The 80% qualified and registered teacher target planned for 2010 was pushed out to 2012 by the Education Minister in 2009. It is now 2012 and indications are that there is no longer a shortage of qualified teachers. Moreover, there is a high risk that the financial investment in ECE made by the government to increase the qualification level and percentage of qualified teachers teaching young children will be lost.
One remedy to limit the escalation of a job shortage and potential loss of qualified ECE teachers to the profession along with losing the benefits of the investment that the government has made in teacher training would be for the Minister of Education to now look at regulating for 80% (or at the very least changing the current minimum regulatable requirement of 50% to 65 or 70% and increasing the funding for services in the 80% funding band).
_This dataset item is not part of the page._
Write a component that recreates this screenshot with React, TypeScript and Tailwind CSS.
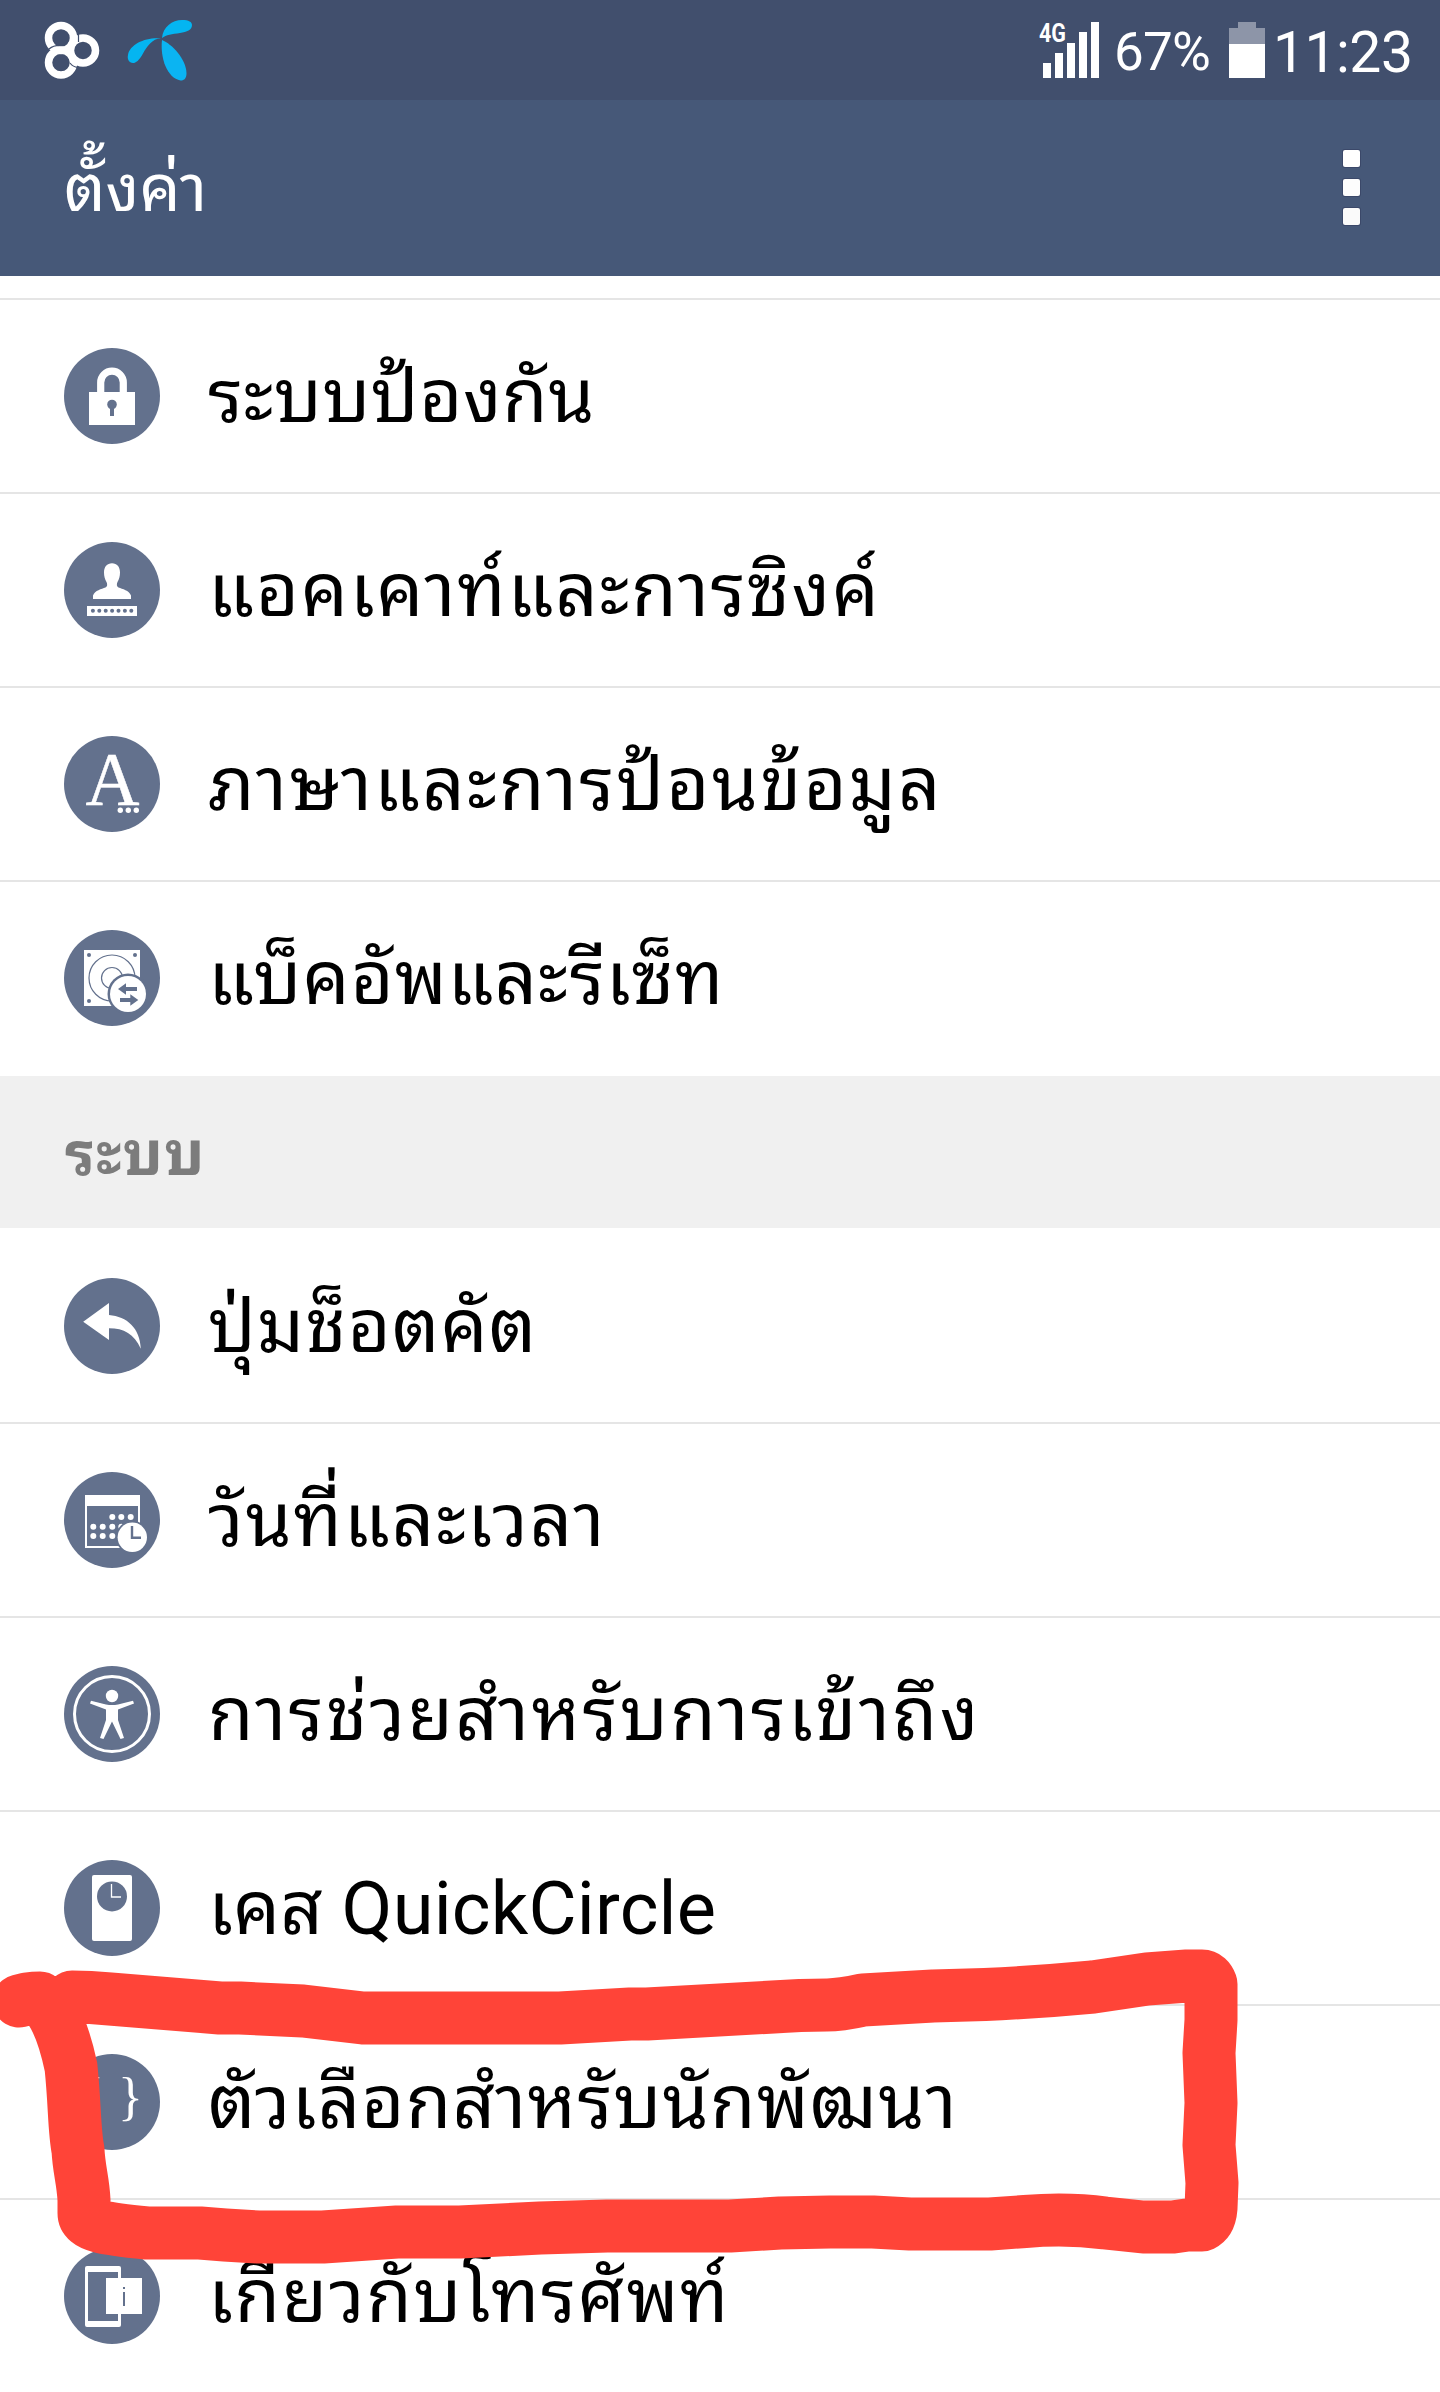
import type { ReactNode } from "react";

function Badge({ children }: { children?: ReactNode }) {
  return (
    <svg viewBox="0 0 96 96" className="w-24 h-24 shrink-0" fill="#fff">
      <circle cx="48" cy="48" r="48" fill="#63718d" />
      {children}
    </svg>
  );
}

const LockIcon = () => (
  <Badge>
    <path d="M36.7 46V34.5a11.3 11.3 0 0 1 22.6 0V46" fill="none" stroke="#fff" strokeWidth="7.2" />
    <rect x="25" y="44" width="46" height="33" />
    <circle cx="48" cy="56.5" r="4.8" fill="#63718d" />
    <rect x="46" y="58" width="4" height="10" fill="#63718d" />
  </Badge>
);

const AccountIcon = () => (
  <Badge>
    <path d="M48 21.3c5 0 8 3.7 8 9.2 0 3.8-1 7-2.5 9.5-1 2-1 4.5 1 5.5 4 1.6 10.5 2.8 12.5 8V57H29v-3.500c2-5.200 8.500-6.400 12.500-8 2-1 2-3.500 1-5.500C41 37.500 40 34.300 40 30.500c0-5.500 3-9.200 8-9.200z" />
    <rect x="23" y="64" width="50" height="10" />
    {[28.9, 35.3, 41.7, 48.1, 54.5, 60.9, 67.3].map((x) => (
      <circle key={x} cx={x} cy="68.8" r="2" fill="#63718d" />
    ))}
  </Badge>
);

const LanguageIcon = () => (
  <Badge>
    <text
      x="21.5"
      y="69"
      fontSize="77"
      textLength="54"
      lengthAdjust="spacingAndGlyphs"
      fontFamily="Liberation Serif, serif"
      stroke="#fff"
      strokeWidth="0.5"
    >
      A
    </text>
    <circle cx="56.3" cy="74.3" r="2.7" />
    <circle cx="64.3" cy="74.3" r="2.7" />
    <circle cx="72.3" cy="74.3" r="2.7" />
  </Badge>
);

const BackupIcon = () => (
  <Badge>
    <rect x="20" y="20" width="56" height="56" />
    <g fill="none" stroke="#63718d" strokeWidth="1.2">
      <circle cx="48" cy="48" r="23" />
      <circle cx="48" cy="48" r="10.5" />
    </g>
    <g fill="#63718d">
      <circle cx="25" cy="25" r="2" />
      <circle cx="71" cy="25" r="2" />
      <circle cx="25" cy="71" r="2" />
      <circle cx="64" cy="64" r="20.5" />
    </g>
    <circle cx="64" cy="64" r="18" />
    <path
      fill="#63718d"
      d="M54 59l8-5.7v3.8h11v3.8H62v3.8zM74.3 70l-8-5.7v3.8H56v3.8h10.3v3.8z"
    />
  </Badge>
);

const ShortcutIcon = () => (
  <Badge>
    <path d="M19.2 43.7L45 25v12c18 1.5 31 13 31.8 33.7C70 56 60 50.3 45 50.3V62z" />
  </Badge>
);

const DateIcon = () => (
  <Badge>
    <rect x="22" y="24" width="53" height="51" fill="none" stroke="#fff" strokeWidth="2" />
    <rect x="21" y="23" width="55" height="11" />
    {[
      [48.3, 45], [57.3, 45], [66.7, 45],
      [29.3, 54.7], [38.7, 54.7], [48.3, 54.7], [57.3, 54.7],
      [29.3, 64], [38.7, 64], [48.3, 64],
    ].map(([x, y]) => (
      <circle key={`${x}-${y}`} cx={x} cy={y} r="3" />
    ))}
    <circle cx="68.3" cy="65.3" r="16.5" fill="#63718d" />
    <circle cx="68.3" cy="65.3" r="14.7" />
    <path d="M68 54v11.7h9" fill="none" stroke="#63718d" strokeWidth="2.4" />
  </Badge>
);

const AccessIcon = () => (
  <Badge>
    <circle cx="48" cy="48" r="37.5" fill="none" stroke="#fff" strokeWidth="3" />
    <circle cx="48" cy="30" r="6.2" />
    <path d="M27 34.7L42 38.5Q48 39.5 54 38.5L69 34.7l1 2.8L54 43.5V54l6 18-3.5 1L48 55.5 39.5 73 36 72l6-18V43.5L26 37.5z" />
  </Badge>
);

const CaseIcon = () => (
  <Badge>
    <rect x="28" y="15" width="40" height="66" rx="2" />
    <circle cx="48" cy="36.4" r="15" fill="#63718d" />
    <path d="M47.5 24v13H57" fill="none" stroke="#fff" strokeWidth="1.3" />
  </Badge>
);

const DeveloperIcon = () => (
  <Badge>
    <text x="15" y="60" fontSize="52" fontFamily="Liberation Serif, serif">{"{"}</text>
    <text x="54" y="60" fontSize="52" fontFamily="Liberation Serif, serif">{"}"}</text>
  </Badge>
);

const AboutIcon = () => (
  <Badge>
    <rect x="21" y="18" width="36" height="61" rx="2" />
    <rect x="24" y="24" width="30" height="49" fill="#63718d" />
    <rect x="42" y="30" width="36" height="36" />
    <rect x="59" y="39" width="2" height="2" fill="#63718d" />
    <rect x="59" y="44" width="2" height="14" fill="#63718d" />
  </Badge>
);

const deviceItems = [
  { label: "ระบบป้องกัน", tracking: "tracking-[0.6px]", Icon: LockIcon },
  { label: "แอคเคาท์และการซิงค์", tracking: "tracking-[1.8px]", Icon: AccountIcon },
  { label: "ภาษาและการป้อนข้อมูล", tracking: "tracking-[2.2px]", Icon: LanguageIcon },
  { label: "แบ็คอัพและรีเซ็ท", tracking: "tracking-[1px]", Icon: BackupIcon },
];

const systemItems = [
  { label: "ปุ่มช็อตคัต", tracking: "tracking-[1.2px]", Icon: ShortcutIcon },
  { label: "วันที่และเวลา", tracking: "tracking-[1.9px]", Icon: DateIcon },
  { label: "การช่วยสำหรับการเข้าถึง", tracking: "tracking-[2.4px]", Icon: AccessIcon },
  { label: "เคส QuickCircle", tracking: "tracking-[0.2px]", Icon: CaseIcon },
  { label: "ตัวเลือกสำหรับนักพัฒนา", tracking: "tracking-[1.2px]", Icon: DeveloperIcon },
  { label: "เกี่ยวกับโทรศัพท์", tracking: "tracking-[1.7px]", Icon: AboutIcon },
];

function Row({ label, tracking, Icon }: { label: string; tracking: string; Icon: () => ReactNode }) {
  return (
    <li className="flex items-center h-[194px] pl-16 border-b-2 border-[#e5e5e5] last:border-transparent">
      <Icon />
      <span className={`ml-12 pt-0.5 text-[74px] leading-[96px] whitespace-nowrap ${tracking}`}>{label}</span>
    </li>
  );
}

function StatusBar() {
  return (
    <div className="flex items-start h-[100px] bg-[#414f6d] text-white">
      <svg viewBox="0 0 200 100" className="w-[200px] h-[100px]">
        {/* Notification logo: three linked rings */}
        <g fill="none" stroke="#fff" strokeWidth="7.5">
          <circle cx="61" cy="62.6" r="12.5" />
          <circle cx="83" cy="50.4" r="12.5" />
          <circle cx="61" cy="38" r="12.5" />
        </g>
        <path d="M49 49q5-4 12-3.5M78.5 33v9M70 63q3 4 8 4.5" fill="none" stroke="#414f6d" strokeWidth="1.2" />
        {/* Carrier logo */}
        <path d="M162 38C163 27 172 20 182 20c7 0 10 2 10 5 0 5-5 7-12 8-8 1-14 2-18 5z" fill="#04b5f1" />
        <path d="M161 38.5c-9 0-14 8-18 15-4 7-7 9.5-10 9.5-4 0-6-4-5-8 2-11 18-18 33-16.5z" fill="#04b5f1" />
        <path d="M162 40c10 4 24 19 24.5 33 0 5-2 7.5-6 7.5C167 78 160 58 162 40z" fill="#0bb4f2" />
      </svg>
      <div className="flex ml-auto">
        <svg viewBox="0 0 64 100" className="w-16 h-[100px]" fill="#fff">
          <text x="2" y="42" fontSize="25" fontWeight="700" textLength="27" lengthAdjust="spacingAndGlyphs">
            4G
          </text>
          <rect x="6" y="63" width="8" height="15" />
          <rect x="18" y="53" width="8" height="25" />
          <rect x="30" y="43" width="8" height="35" />
          <rect x="42" y="32" width="8" height="46" />
          <rect x="54" y="22" width="8" height="56" />
        </svg>
        <span className="w-[128px] pl-[13px] pt-[20px] text-[53px] leading-[64px] tracking-[-0.8px]">67%</span>
        <svg viewBox="0 0 36 100" className="w-9 h-[100px]" fill="#fff">
          <path d="M9 22h18v6h9v16H0V28h9z" fill="#8d95a8" />
          <rect y="44" width="36" height="34" />
        </svg>
        <span className="w-[175px] pl-[8px] pt-[21px] text-[57px] leading-[64px] tracking-[-0.5px]">11:23</span>
      </div>
    </div>
  );
}

function TitleBar() {
  return (
    <header className="flex items-center justify-between h-44 pl-16 pr-20 bg-[#465878] text-white">
      <h1 className="pt-0.5 text-[65px] leading-[96px]">ตั้งค่า</h1>
      <div className="flex flex-col gap-3 pb-0.5">
        <i className="size-[17px] rounded-xs bg-white ring-1 ring-[#3b4869]" />
        <i className="size-[17px] rounded-xs bg-[#fdfdfd] ring-1 ring-[#3b4869]" />
        <i className="size-[17px] rounded-xs bg-[#fafafa] ring-1 ring-[#3b4869]" />
      </div>
    </header>
  );
}

/* Marker stroke around the developer options row */
function Marker() {
  return (
    <svg
      viewBox="0 1900 1440 492"
      className="absolute left-0 top-[1900px] w-[1440px] h-[492px] pointer-events-none"
      fill="none"
      stroke="#ff4438"
      strokeWidth="53"
      strokeLinecap="round"
      strokeLinejoin="round"
    >
      <path d="M19 2001L27 1999Q34 1998 40 1998Q60 2015 71 2067C75 2105 74 2130 78 2150C79 2170 83 2180 84 2200V2213C84 2226 105 2229 147 2233H200L225 2235L258 2237H323L397 2232H460L540 2228L607 2226H730L780 2223L830 2222H873L910 2224H990L1025 2221.5Q1067 2218 1105 2223L1143 2227H1173L1187 2225H1202Q1210 2221 1211 2208L1212 2183L1209 2145L1211 2103L1209 2053L1211 2020V1984Q1208 1976 1202 1976H1187L1147 1979L1093 1987Q1040 1992 985 1994.5L933 1996L863 2000Q840 2005 827 2005L800 2005.5L647 2014H630L560 2018H363L303 2011L240 2008H220L110 1999Q90 1997 72 1997" />
    </svg>
  );
}

export default function App() {
  return (
    <div
      className="relative w-[1440px] h-[2392px] overflow-hidden bg-white text-black"
      style={{ fontFamily: 'Roboto, "Noto Sans Thai Looped", "Noto Sans Thai", "Noto Sans", sans-serif' }}
    >
      <StatusBar />
      <TitleBar />
      <ul className="mt-[22px] border-t-2 border-[#e5e5e5]">
        {deviceItems.map((item) => (
          <Row key={item.label} {...item} />
        ))}
      </ul>
      <h2 className="flex items-center h-[152px] pl-[65px] pt-1.5 bg-[#f0f0f0] text-[#7c7c7c] text-[60px] leading-[80px] font-bold tracking-[1.2px]">
        ระบบ
      </h2>
      <ul className="pt-0.5">
        {systemItems.map((item) => (
          <Row key={item.label} {...item} />
        ))}
      </ul>
      <Marker />
    </div>
  );
}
In 2011, 71% of teachers in teacher-led ECE services were registered (up from 61% in 2007). The largest provider of ECE in New Zealand, Kidicorp with 240 centres, had only 11 licences not in the 80% funding band last cycle.
Some employers’ groups may threaten large scale closures of early childhood centres should the number of qualified/registered teachers be regulated at more than 50%. But this would be an unlikely reality as employers are usually very good at rising to policy changes and finding ways to meet these.